## WORK INSTRUCTIONS
Print, word for word, every line from the beginning of the listing up to and including the line with "FILE: index.html". Pictures are to be excluded.

##### DATASET CONTENT

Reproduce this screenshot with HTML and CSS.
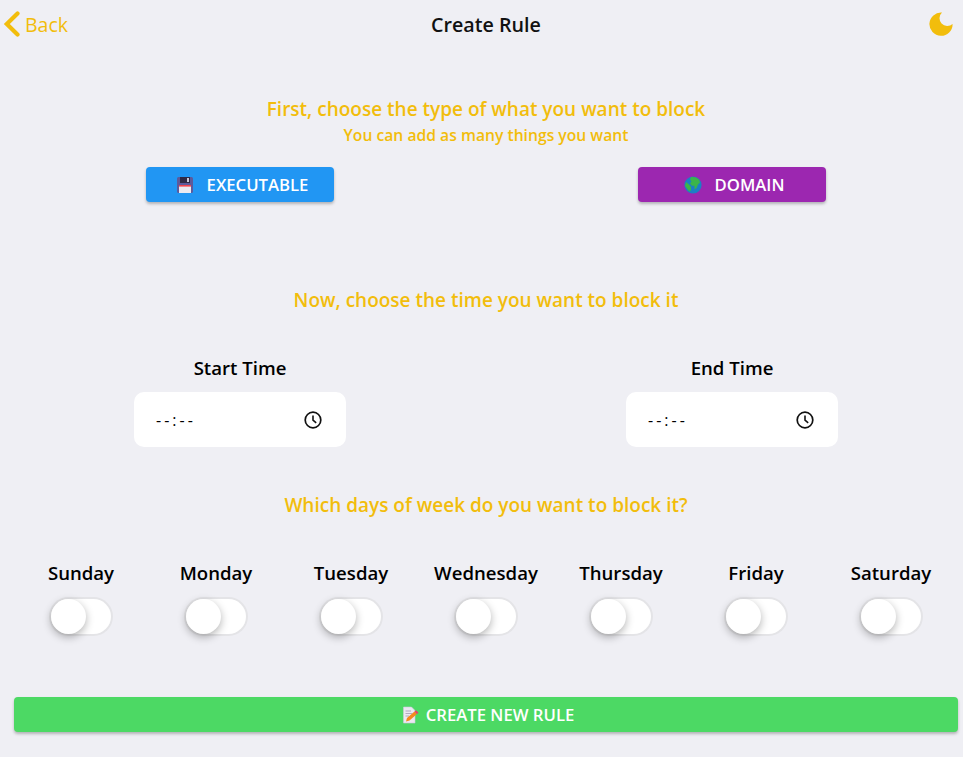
FILE: index.html

```html
<!DOCTYPE html>
<html lang="en">
<head>
   <meta charset="utf-8"/>
   <meta name="viewport" content="width=device-width, initial-scale=1" />
   <title>Create Rule</title>
   <link rel="stylesheet" href="styles.css">
</head>
<body>
<div class="page">

   <!--top bar-->
   <header class="navbar">
      <a class="back">
         <svg class="back-icon" width="20" height="26" viewBox="0 0 20 26"><path d="M14.5 2.5 L3.8 13 L14.5 23.5" fill="none" stroke="#f2bd0c" stroke-width="4.2" stroke-linecap="round" stroke-linejoin="miter"/></svg>
         <span>Back</span>
      </a>
      <div class="nav-title">Create Rule</div>
      <svg class="moon" width="24" height="24" viewBox="0 0 24 24"><path d="M13 .6 A11.6 11.6 0 1 0 23.6 12 A7.4 7.4 0 0 1 13 .6 Z" fill="#f2bd0c"/></svg>
   </header>

   <!--what to block-->
   <h2 class="step-title first">First, choose the type of what you want to block</h2>
   <p class="step-sub">You can add as many things you want</p>
   <div class="two-cols types">
      <div class="col">
         <button class="btn btn-blue">
            <svg class="emoji" width="18" height="18" viewBox="0 0 18 18">
               <path d="M1 2.5 A1.5 1.5 0 0 1 2.5 1 H15.5 A1.5 1.5 0 0 1 17 2.5 V15.5 A1.5 1.5 0 0 1 15.5 17 H2.5 A1.5 1.5 0 0 1 1 15.5 Z" fill="#5c5a9c"/>
               <rect x="4" y="1" width="10" height="6" fill="#2f2a45"/>
               <rect x="11" y="2" width="2" height="4" fill="#c8c8d8"/>
               <rect x="3" y="9" width="12" height="8" fill="#eceaf0"/>
               <rect x="3" y="9" width="12" height="1.6" fill="#f0444e"/>
            </svg>
            <span>EXECUTABLE</span>
         </button>
      </div>
      <div class="col">
         <button class="btn btn-purple">
            <svg class="emoji" width="18" height="18" viewBox="0 0 18 18">
               <circle cx="9" cy="9" r="8.6" fill="#1c7fc4"/>
               <path d="M7 1 C10 .6 13 1.4 15 3.4 L16 6.5 L14 8.5 L12.5 12 L10.5 13.5 L10.5 10 L7.5 9.5 L6 7.5 L7.5 5.5 L6 3.5 Z" fill="#3bb54a"/>
               <path d="M2 6 L5 8.5 L7 11 L7 14.5 L5 15.5 L3 12.5 L1 10 Z" fill="#3bb54a"/>
            </svg>
            <span>DOMAIN</span>
         </button>
      </div>
   </div>

   <!--time range-->
   <h2 class="step-title time-title">Now, choose the time you want to block it</h2>
   <div class="two-cols times">
      <div class="col">
         <div class="field-label">Start Time</div>
         <div class="time-box">
            <span class="time-value">--:--</span>
            <svg width="20" height="20" viewBox="0 0 20 20"><circle cx="10" cy="10" r="7.8" fill="none" stroke="#111" stroke-width="1.7"/><path d="M10 5.6 V10.2 L13.2 12.8" fill="none" stroke="#111" stroke-width="1.6"/></svg>
         </div>
      </div>
      <div class="col">
         <div class="field-label">End Time</div>
         <div class="time-box">
            <span class="time-value">--:--</span>
            <svg width="20" height="20" viewBox="0 0 20 20"><circle cx="10" cy="10" r="7.8" fill="none" stroke="#111" stroke-width="1.7"/><path d="M10 5.6 V10.2 L13.2 12.8" fill="none" stroke="#111" stroke-width="1.6"/></svg>
         </div>
      </div>
   </div>

   <!--days of week-->
   <h2 class="step-title days-title">Which days of week do you want to block it?</h2>
   <div class="days">
      <div class="day"><div class="field-label">Sunday</div><div class="toggle"><div class="knob"></div></div></div>
      <div class="day"><div class="field-label">Monday</div><div class="toggle"><div class="knob"></div></div></div>
      <div class="day"><div class="field-label">Tuesday</div><div class="toggle"><div class="knob"></div></div></div>
      <div class="day"><div class="field-label">Wednesday</div><div class="toggle"><div class="knob"></div></div></div>
      <div class="day"><div class="field-label">Thursday</div><div class="toggle"><div class="knob"></div></div></div>
      <div class="day"><div class="field-label">Friday</div><div class="toggle"><div class="knob"></div></div></div>
      <div class="day"><div class="field-label">Saturday</div><div class="toggle"><div class="knob"></div></div></div>
   </div>

   <button class="btn btn-green">
      <svg class="emoji-small" width="17" height="18" viewBox="0 0 17 18">
         <path d="M1.5 1 H9.5 L13 4.5 V17 H1.5 Z" fill="#ece8f2" stroke="#cfc8dc" stroke-width=".6"/>
         <path d="M3.5 5 H9 M3.5 7.5 H10 M3.5 10 H7" stroke="#a9a3bb" stroke-width=".9"/>
         <path d="M4 15.5 L5 12 L12.5 5.5 L15 8 L7.5 14.5 Z" fill="#f58a1f"/>
         <path d="M12.5 5.5 L14 4.2 L16.5 6.8 L15 8 Z" fill="#f0386b"/>
      </svg>
      <span>CREATE NEW RULE</span>
   </button>

</div>
</body>
</html>
```

FILE: styles.css

```css
/* page */
html, body {
   margin: 0;
   overflow: hidden;
   height: 100%;
}

body {
   background-color: #efeff4;
   color: #000;
   font-family: "Open Sans", "Noto Sans", sans-serif;
}

.page {
   width: 972px;
}

/* top bar */
.navbar {
   height: 50px;
   display: flex;
   align-items: center;
   justify-content: space-between;
   position: relative;
   padding: 0 10px 2px 3px;
   box-sizing: border-box;
   width: 963px;
}

.back {
   display: flex;
   align-items: center;
   gap: 2px;
   color: #f2bd0c;
   font-size: 19.5px;
}

.nav-title {
   position: absolute;
   left: 0;
   width: 972px;
   text-align: center;
   font-size: 19.7px;
   font-weight: 600;
   color: #111;
}

/* step headings */
.step-title {
   margin: 0;
   text-align: center;
   color: #f2bd0c;
   font-size: 19px;
   font-weight: 600;
   line-height: 24px;
}

.step-title.first {
   margin-top: 47px;
}

.step-sub {
   margin: 4px 0 0;
   text-align: center;
   color: #f2bd0c;
   font-size: 15.7px;
   font-weight: 600;
   line-height: 20px;
}

.time-title {
   margin-top: 86px;
}

.days-title {
   margin-top: 46px;
}

/* two columns */
.two-cols {
   display: flex;
   justify-content: space-between;
   padding: 0 134px;
}

.col {
   width: 212px;
   display: flex;
   flex-direction: column;
   align-items: center;
}

.types {
   margin-top: 22px;
}

.times {
   margin-top: 44px;
}

/* buttons */
.btn {
   display: flex;
   align-items: center;
   justify-content: center;
   height: 35px;
   border: 0;
   border-radius: 4px;
   color: #fff;
   font-family: inherit;
   font-size: 16.7px;
   font-weight: 600;
   box-shadow: 0 2px 3px rgba(0, 0, 0, .25);
   padding: 0 0 0 4px;
}

.btn-blue, .btn-purple {
   width: 188px;
   gap: 13px;
}

.btn-blue { background: #2196f3; }
.btn-purple { background: #9c27b0; }

.btn-green {
   background: #4cd964;
   width: 944px;
   margin: 63px 0 0 14px;
   gap: 7px;
}

/* time inputs */
.field-label {
   font-size: 18.6px;
   font-weight: 600;
   line-height: 24px;
   color: #000;
}

.time-box {
   width: 212px;
   height: 55px;
   margin-top: 12px;
   background: #fff;
   border-radius: 10px;
   display: flex;
   align-items: center;
   justify-content: space-between;
   box-sizing: border-box;
   padding: 0 23px 0 22px;
}

.time-value {
   font-size: 16px;
   letter-spacing: 3px;
   color: #000;
}

/* days */
.days {
   display: grid;
   grid-template-columns: repeat(7, 135px);
   padding: 0 13.5px;
   margin-top: 44px;
}

.day {
   display: flex;
   flex-direction: column;
   align-items: center;
}

.toggle {
   width: 60px;
   height: 35px;
   margin-top: 14px;
   background: #fff;
   border-radius: 18px;
   box-shadow: 0 0 0 2px #e4e4e7;
   position: relative;
}

.knob {
   position: absolute;
   left: 0;
   top: 0;
   width: 35px;
   height: 35px;
   border-radius: 50%;
   background: #fff;
   box-shadow: 0 3px 8px rgba(0, 0, 0, .3);
}
```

##########

## EXERCISE OUTPUT
Reproduce this screenshot with HTML and CSS.
FILE: index.html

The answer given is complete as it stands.